What you have to do:
Omit the pictures and print exactly the lines of the listing below, starting at the first and ending at the line containing "items-center justify-center rounded-[3px]".

Input for this task:
• • • •
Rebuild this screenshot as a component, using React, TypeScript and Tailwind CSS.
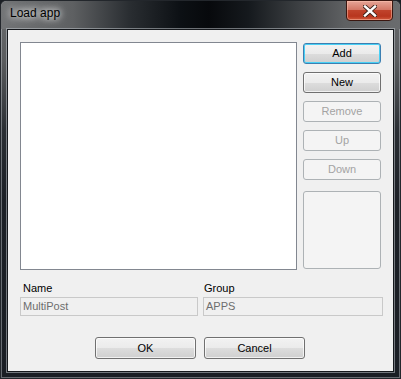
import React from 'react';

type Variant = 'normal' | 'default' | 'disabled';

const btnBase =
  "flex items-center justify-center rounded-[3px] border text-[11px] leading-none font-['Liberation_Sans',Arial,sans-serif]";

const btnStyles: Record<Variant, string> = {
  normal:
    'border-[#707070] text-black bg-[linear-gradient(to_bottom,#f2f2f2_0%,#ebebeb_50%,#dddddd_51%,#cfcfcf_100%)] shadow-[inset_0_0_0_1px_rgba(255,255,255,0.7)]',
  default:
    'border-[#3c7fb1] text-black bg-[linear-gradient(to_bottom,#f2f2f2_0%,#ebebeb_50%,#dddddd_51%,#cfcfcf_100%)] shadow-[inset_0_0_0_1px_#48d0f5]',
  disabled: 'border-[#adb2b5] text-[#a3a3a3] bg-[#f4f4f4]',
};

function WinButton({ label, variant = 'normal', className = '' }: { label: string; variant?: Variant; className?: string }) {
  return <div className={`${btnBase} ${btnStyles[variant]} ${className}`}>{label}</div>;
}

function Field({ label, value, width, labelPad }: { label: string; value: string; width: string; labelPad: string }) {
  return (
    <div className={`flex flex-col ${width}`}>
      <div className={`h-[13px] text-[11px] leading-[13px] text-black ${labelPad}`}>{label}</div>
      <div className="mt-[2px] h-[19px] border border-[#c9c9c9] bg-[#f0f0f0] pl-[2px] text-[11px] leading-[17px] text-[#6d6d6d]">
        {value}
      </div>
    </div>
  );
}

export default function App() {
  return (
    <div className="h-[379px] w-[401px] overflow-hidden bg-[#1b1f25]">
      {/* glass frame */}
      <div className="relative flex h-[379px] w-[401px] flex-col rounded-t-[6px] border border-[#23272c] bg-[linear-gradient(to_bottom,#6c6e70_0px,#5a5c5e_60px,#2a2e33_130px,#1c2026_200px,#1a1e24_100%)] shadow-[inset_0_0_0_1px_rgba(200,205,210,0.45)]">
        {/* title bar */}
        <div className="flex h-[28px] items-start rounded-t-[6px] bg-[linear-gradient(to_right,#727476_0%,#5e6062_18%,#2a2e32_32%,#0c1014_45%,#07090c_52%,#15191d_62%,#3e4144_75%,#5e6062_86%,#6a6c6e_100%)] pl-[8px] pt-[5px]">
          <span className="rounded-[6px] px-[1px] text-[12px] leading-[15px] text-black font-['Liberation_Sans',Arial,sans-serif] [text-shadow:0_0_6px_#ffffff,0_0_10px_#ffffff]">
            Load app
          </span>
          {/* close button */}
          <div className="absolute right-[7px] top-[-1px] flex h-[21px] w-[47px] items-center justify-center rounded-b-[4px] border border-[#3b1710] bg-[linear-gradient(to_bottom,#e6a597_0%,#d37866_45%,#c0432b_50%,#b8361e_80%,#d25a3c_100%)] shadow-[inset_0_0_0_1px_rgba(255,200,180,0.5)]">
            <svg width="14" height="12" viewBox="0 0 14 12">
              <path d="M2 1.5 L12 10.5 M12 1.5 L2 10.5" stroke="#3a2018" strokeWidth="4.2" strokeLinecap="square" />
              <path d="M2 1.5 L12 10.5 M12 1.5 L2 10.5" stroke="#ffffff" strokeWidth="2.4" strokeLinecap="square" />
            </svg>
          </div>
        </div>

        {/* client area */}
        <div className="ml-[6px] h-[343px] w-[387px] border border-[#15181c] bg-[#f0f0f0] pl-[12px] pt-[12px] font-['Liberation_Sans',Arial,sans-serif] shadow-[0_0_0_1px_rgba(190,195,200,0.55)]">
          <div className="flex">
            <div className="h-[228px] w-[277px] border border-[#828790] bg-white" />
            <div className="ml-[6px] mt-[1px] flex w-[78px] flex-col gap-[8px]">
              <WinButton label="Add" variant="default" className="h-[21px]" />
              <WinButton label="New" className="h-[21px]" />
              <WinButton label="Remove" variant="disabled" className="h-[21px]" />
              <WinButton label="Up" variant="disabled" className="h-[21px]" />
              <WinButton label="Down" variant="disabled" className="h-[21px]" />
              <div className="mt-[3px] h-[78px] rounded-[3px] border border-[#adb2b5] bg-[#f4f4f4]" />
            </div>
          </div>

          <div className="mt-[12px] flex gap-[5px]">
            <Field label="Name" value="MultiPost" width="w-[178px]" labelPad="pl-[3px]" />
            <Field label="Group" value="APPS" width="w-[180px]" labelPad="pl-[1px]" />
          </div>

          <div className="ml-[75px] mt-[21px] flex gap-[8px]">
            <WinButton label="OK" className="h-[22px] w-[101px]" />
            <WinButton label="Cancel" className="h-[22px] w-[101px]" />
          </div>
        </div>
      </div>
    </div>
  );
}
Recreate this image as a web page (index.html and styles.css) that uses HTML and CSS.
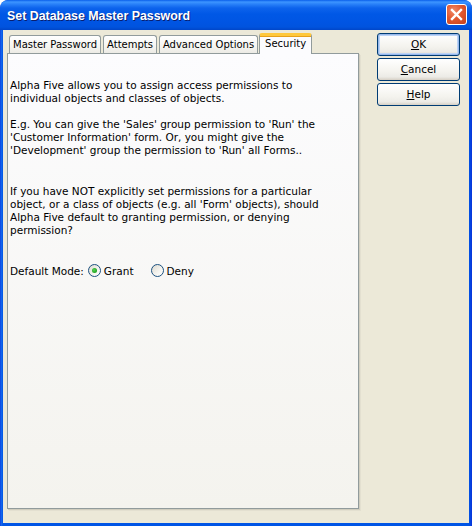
• • • •
Answer to this exercise:
Rebuild this screenshot as a component, using React, TypeScript and Tailwind CSS.
import React from 'react';

type Variant = 'normal' | 'default' | 'disabled';

const btnBase =
  "flex items-center justify-center rounded-[3px] border text-[11px] leading-none font-['Liberation_Sans',Arial,sans-serif]";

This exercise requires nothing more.